The public’s right to know
The SCC public record contains thousands of pages of pre-filed testimony, reports, and other documents that delve into the complicated process of complying with the Clean Economy Act.
Out of public view, however, is some financial information that has been placed under seal at Appalachian’s request.
The projected cost of resources such as solar and wind farms, and how much Appalachian has offered to purchase them, is “extraordinarily sensitive information” that should be kept confidential, the company says.
Release of the information would cause “irreparable harm not only to Appalachian and its customers, and to the developers, but also to the competitive solicitation process in Virginia as a whole,” Appalachian’s attorneys wrote in SCC filings.
The Virginia Attorney General’s Office of Consumer Counsel, which is a participant in the case, sees it differently.

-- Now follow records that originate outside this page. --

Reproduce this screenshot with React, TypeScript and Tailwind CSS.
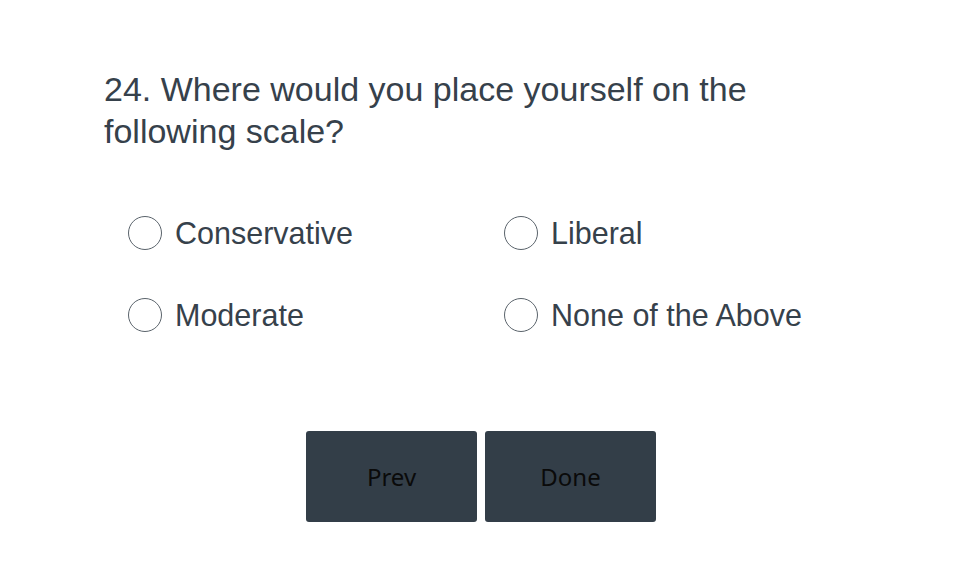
import React from "react";

const options = ["Conservative", "Liberal", "Moderate", "None of the Above"];

export default function App() {
  return (
    <div className="w-[958px] h-[574px] bg-white text-[#36414b]" style={{ fontFamily: '"Liberation Sans", Arial, sans-serif' }}>
      <div className="pl-[104px] pt-[68px]">
        <h1 className="text-[34px] leading-[42px] font-normal w-[720px]">
          24. Where would you place yourself on the following scale?
        </h1>
        <div className="mt-[64px] ml-[24px] grid grid-cols-2 w-[752px] gap-y-[48px]">
          {options.map((o) => (
            <label key={o} className="flex items-center h-[34px] gap-[13px] cursor-pointer">
              <span className="w-[34px] h-[34px] rounded-full border-[1.5px] border-[#5a636b] bg-white shrink-0" />
              <span className="text-[30.5px] leading-[34px]">{o}</span>
            </label>
          ))}
        </div>
      </div>
      <div className="flex justify-center gap-[8px] mt-[99px] pl-[4px]">
        <button className="w-[171px] h-[91px] rounded-[3px] bg-[#333e48] text-[#0a0a0a] text-[24px] leading-[28px]" style={{ fontFamily: '"Noto Sans", sans-serif' }}>
          Prev
        </button>
        <button className="w-[171px] h-[91px] rounded-[3px] bg-[#333e48] text-[#0a0a0a] text-[24px] leading-[28px]" style={{ fontFamily: '"Noto Sans", sans-serif' }}>
          Done
        </button>
      </div>
    </div>
  );
}
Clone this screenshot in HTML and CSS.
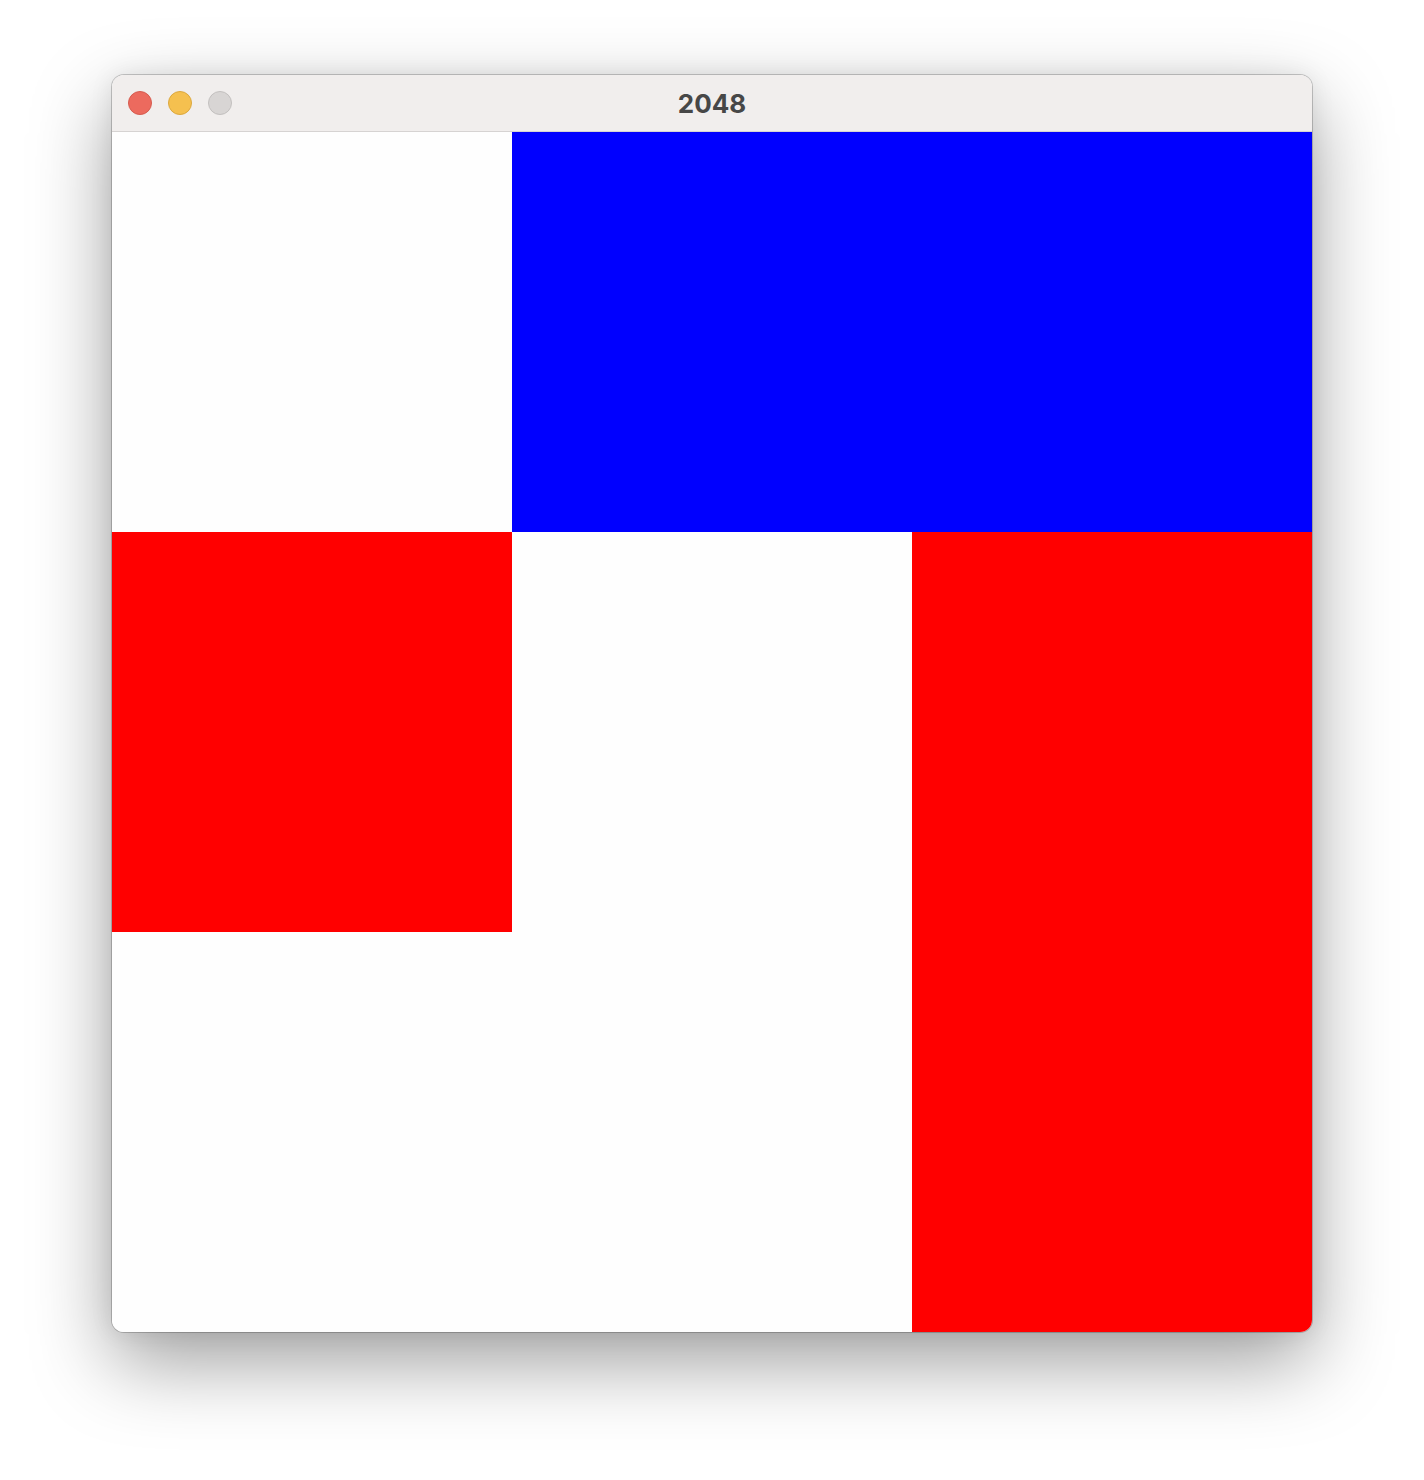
FILE: index.html
```html
<!DOCTYPE html>
<html>
<head>
<meta charset="utf-8">
<title>2048</title>
<link rel="stylesheet" href="styles.css">
</head>
<body>
<div class="window">
  <div class="titlebar">
    <div class="lights">
      <span class="light red"></span>
      <span class="light yellow"></span>
      <span class="light gray"></span>
    </div>
    <div class="title">2048</div>
  </div>
  <div class="board">
    <div class="cell white"></div>
    <div class="cell blue wide"></div>
    <div class="cell red"></div>
    <div class="cell white"></div>
    <div class="cell red tall"></div>
    <div class="cell white"></div>
    <div class="cell white"></div>
  </div>
</div>
</body>
</html>
```

FILE: styles.css
```css
html, body {
  margin: 0;
  padding: 0;
  background: #ffffff;
}
body {
  box-sizing: border-box;
  min-height: 1480px;
  padding: 75px 0 148px 112px;
  font-family: "Inter", "Liberation Sans", sans-serif;
}
.window {
  width: 1200px;
  border-radius: 12px;
  overflow: hidden;
  background: #fefefe;
  box-shadow: 0 0 0 1px rgba(0,0,0,0.2), 0 30px 80px rgba(0,0,0,0.38), 0 0 24px rgba(0,0,0,0.08);
}
.titlebar {
  height: 56px;
  background: #f1eeed;
  border-bottom: 1px solid #d6d3d2;
  display: flex;
  align-items: center;
  position: relative;
}
.lights {
  display: flex;
  gap: 16px;
  padding-left: 16px;
  position: relative;
  z-index: 1;
}
.light {
  width: 24px;
  height: 24px;
  border-radius: 50%;
  box-sizing: border-box;
}
.light.red { background: #ec6a5e; border: 1px solid #d65b4f; }
.light.yellow { background: #f5c04f; border: 1px solid #dca83e; }
.light.gray { background: #d8d5d4; border: 1px solid #c3c0bf; }
.title {
  position: absolute;
  left: 0;
  right: 0;
  text-align: center;
  font-size: 26px;
  font-weight: 700;
  color: #474747;
}
.board {
  display: grid;
  grid-template-columns: repeat(3, 400px);
  grid-template-rows: repeat(3, 400px);
}
.cell.white { background: #fefefe; }
.cell.blue { background: #0000ff; }
.cell.red { background: #ff0000; }
.cell.wide { grid-column: span 2; }
.cell.tall { grid-row: span 2; }
```
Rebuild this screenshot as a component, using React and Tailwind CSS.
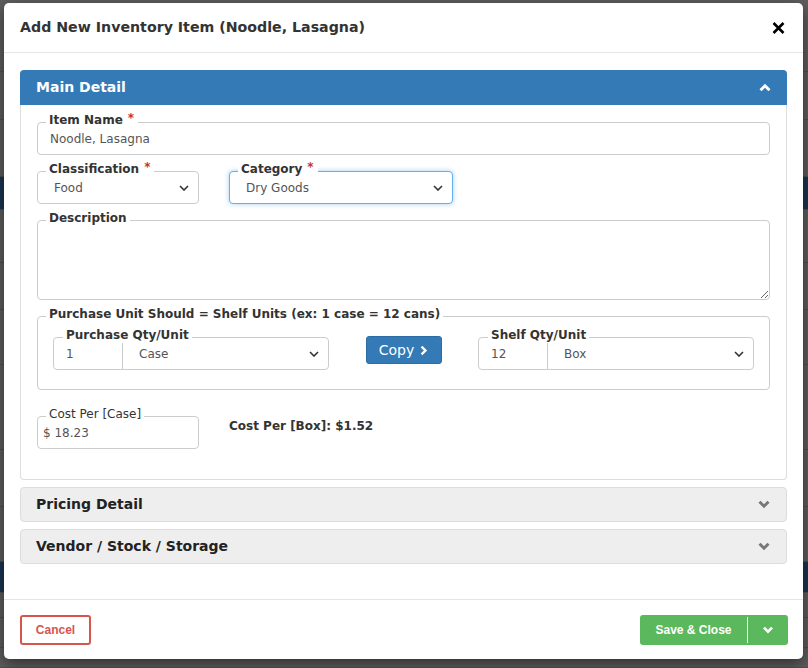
import React from 'react';

const V = "font-['DejaVu_Sans',Verdana,sans-serif]";
const A = "font-['Liberation_Sans',Arial,sans-serif]";

function Chevron({ dir = 'down', className = '', w = 14, h = 9, stroke = 3.2 }) {
  const pts = dir === 'up' ? '2,8 7,3 12,8' : dir === 'right' ? '3,2 8,7 3,12' : '2,2 7,7 12,2';
  const box = dir === 'right' ? '0 0 11 14' : '0 0 14 10';
  return (
    <svg width={w} height={h} viewBox={box} className={className} fill="none">
      <polyline points={pts} stroke="currentColor" strokeWidth={stroke} strokeLinejoin="miter" strokeLinecap="butt" />
    </svg>
  );
}

function SelectArrow() {
  return (
    <svg width="10" height="6" viewBox="0 0 10 6" className="absolute right-[9px] top-1/2 -translate-y-1/2 pointer-events-none text-[#333]" fill="none">
      <polyline points="1,1 5,5 9,1" stroke="currentColor" strokeWidth="1.6" />
    </svg>
  );
}

function Label({ children, required, left = 'left-[9px]', bold = true }) {
  return (
    <span className={`absolute ${left} -top-[9px] px-[3px] bg-white leading-[15px] text-[12px] ${bold ? 'font-bold' : 'font-normal'} text-[#333] ${V} whitespace-nowrap`}>
      {children}
      {required && <span className="text-[#c9302c] text-[12px] ml-[5px] mr-[1px] relative -top-[2px]">*</span>}
    </span>
  );
}

function Field({ label, required, bold = true, className = '', children }) {
  return (
    <div className={`relative ${className}`}>
      {children}
      <Label required={required} bold={bold}>{label}</Label>
    </div>
  );
}

function SelectBox({ value, focus, className = '' }) {
  return (
    <div className={`relative h-[33px] rounded-[4px] border bg-white ${focus ? 'border-[#66afe9] shadow-[0_0_5px_rgba(102,175,233,0.6)]' : 'border-[#ccc]'} ${className}`}>
      <select defaultValue={value} className={`appearance-none w-full h-full bg-transparent pl-[16px] pr-6 text-[12px] text-[#555] outline-none ${V}`}>
        <option>{value}</option>
      </select>
      <SelectArrow />
    </div>
  );
}

function QtyGroup({ label, qty, unit }) {
  return (
    <div className="relative flex w-[276px] h-[33px]">
      <input defaultValue={qty} className={`w-[70px] h-full border border-[#ccc] rounded-l-[4px] pl-[12px] text-[12px] text-[#555] outline-none ${V}`} />
      <div className="relative flex-1 -ml-px h-full border border-[#ccc] rounded-r-[4px]">
        <select defaultValue={unit} className={`appearance-none w-full h-full bg-transparent pl-[16px] text-[12px] text-[#555] outline-none ${V}`}>
          <option>{unit}</option>
        </select>
        <SelectArrow />
      </div>
      <Label left="left-[10px]">{label}</Label>
    </div>
  );
}

function CollapsedPanel({ title }) {
  return (
    <div className="h-[35px] bg-[#eeeeee] border border-[#ddd] rounded-[4px] flex items-center justify-between pl-[15px] pr-[15px]">
      <span className={`text-[14px] font-bold text-[#222] ${V}`}>{title}</span>
      <Chevron className="text-[#777]" />
    </div>
  );
}

function BackgroundPage() {
  const rows = [72, 48, 57, 33, 53, 47, 55, 85, 57, 55, 31, 25, 30, 20];
  return (
    <div className="flex flex-col w-full h-full">
      {rows.map((h, i) => (
        <div
          key={i}
          style={{ height: h }}
          className={`${i === 3 || i === 10 ? 'bg-[#1b3553]' : 'bg-[#5e5e5e]'} border-b border-[#505050] shrink-0`}
        />
      ))}
    </div>
  );
}

export default function App() {
  return (
    <div className="relative w-[808px] h-[668px] overflow-hidden bg-[#5e5e5e]">
      <BackgroundPage />

      <div className="absolute left-[4px] top-[3px] w-[799px] h-[656px] bg-white rounded-[5px] shadow-[0_5px_15px_rgba(0,0,0,0.5)] flex flex-col">
        {/* header */}
        <div className="h-[50px] shrink-0 border-b border-[#e5e5e5] flex items-center justify-between pl-[16px] pr-[18px]">
          <h4 className={`text-[14.2px] font-bold text-[#333] ${V}`}>Add New Inventory Item (Noodle, Lasagna)</h4>
          <button className="text-black">
            <svg width="13" height="12" viewBox="0 0 13 12">
              <path d="M1.5 1 L11.5 11 M11.5 1 L1.5 11" stroke="currentColor" strokeWidth="2.6" />
            </svg>
          </button>
        </div>

        {/* body */}
        <div className="flex-1 px-[16px] pt-[17px] flex flex-col gap-[7px]">
          <div>
            <div className="h-[35px] bg-[#337ab7] rounded-t-[4px] flex items-center justify-between pl-[16px] pr-[15px]">
              <span className={`text-[14px] font-bold text-white ${V}`}>Main Detail</span>
              <Chevron dir="up" className="text-white" />
            </div>
            <div className="border-x border-b border-[#ddd] rounded-b-[4px] px-[16px] pt-[17px] pb-[30px] flex flex-col gap-[16px]">
              <Field label="Item Name" required>
                <input
                  defaultValue="Noodle, Lasagna"
                  className={`w-full h-[33px] border border-[#ccc] rounded-[4px] pl-[12px] text-[12px] text-[#555] outline-none ${V}`}
                />
              </Field>

              <div className="flex gap-[30px]">
                <Field label="Classification" required className="w-[162px]">
                  <SelectBox value="Food" />
                </Field>
                <Field label="Category" required className="w-[224px]">
                  <SelectBox value="Dry Goods" focus />
                </Field>
              </div>

              <Field label="Description">
                <textarea className="block w-full h-[80px] border border-[#ccc] rounded-[4px] outline-none" />
              </Field>

              <Field label="Purchase Unit Should = Shelf Units (ex: 1 case = 12 cans)">
                <div className="h-[74px] border border-[#ccc] rounded-[4px] px-[15px] pt-[20px] flex items-start justify-between">
                  <QtyGroup label="Purchase Qty/Unit" qty="1" unit="Case" />
                  <button className={`mt-[-1px] w-[76px] h-[28px] bg-[#337ab7] border border-[#2e6da4] rounded-[3px] text-white text-[14px] flex items-center justify-center gap-[5px] ${V}`}>
                    Copy
                    <Chevron dir="right" w={9} h={11} stroke={3} className="text-white" />
                  </button>
                  <QtyGroup label="Shelf Qty/Unit" qty="12" unit="Box" />
                </div>
              </Field>

              <div className="flex gap-[30px] mt-[10px]">
                <Field label="Cost Per [Case]" bold={false} className="w-[162px]">
                  <input
                    defaultValue="$ 18.23"
                    className={`w-full h-[33px] border border-[#ccc] rounded-[4px] pl-[5px] text-[12px] text-[#555] outline-none ${V}`}
                  />
                </Field>
                <div className={`pt-[1px] text-[12px] font-bold text-[#333] ${V}`}>Cost Per [Box]: $1.52</div>
              </div>
            </div>
          </div>

          <CollapsedPanel title="Pricing Detail" />
          <CollapsedPanel title="Vendor / Stock / Storage" />
        </div>

        {/* footer */}
        <div className="h-[60px] shrink-0 border-t border-[#e5e5e5] flex items-start justify-between pl-[16px] pr-[15px] pt-[15px]">
          <button className={`w-[71px] h-[30px] border-2 border-[#d9534f] rounded-[3px] text-[#d9534f] text-[12px] font-bold ${A}`}>
            Cancel
          </button>
          <div className="flex w-[148px] h-[30px] bg-[#5cb85c] rounded-[3px] text-white">
            <button className={`w-[107px] h-full text-[12px] font-bold ${A}`}>Save &amp; Close</button>
            <div className="w-px my-[2px] bg-white/90" />
            <button className="flex-1 flex items-center justify-center">
              <Chevron w={12} h={8} stroke={3.4} className="text-white" />
            </button>
          </div>
        </div>
      </div>
    </div>
  );
}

“Customers and the public have a right to know basic ‘cost information’ related to generation facilities that customers will pay for,” Assistant Attorney General Mitch Burton wrote in a motion asking the SCC to lift its protective order.
Burton took issue with Appalachian’s concerns that releasing the information might enable bidders for its projects to raise their asking prices, to the detriment of its customers.
“The argument seems to go, we need to charge customers higher rates, but we must keep the underlying ‘cost information’ for the higher rates secret because, if not, we will have to charge customers even higher rates,” Burton wrote.
Hearing examiner Mary Beth Adams will rule on the Attorney General’s motion later, and for now the information remains confidential.
The SCC hearing continued late into Friday afternoon, and will resume Monday. In past cases, hearing examiners have allowed participants to file written briefs before they issue a final order.
Every year, the process will repeat itself as Appalachian, state regulators, and other groups involved in the proceedings make adjustments to the blueprint to become carbon-free.
“Thankfully,” SCC utilities analyst David Dalton said in his testimony, “this is a marathon and not a sprint.”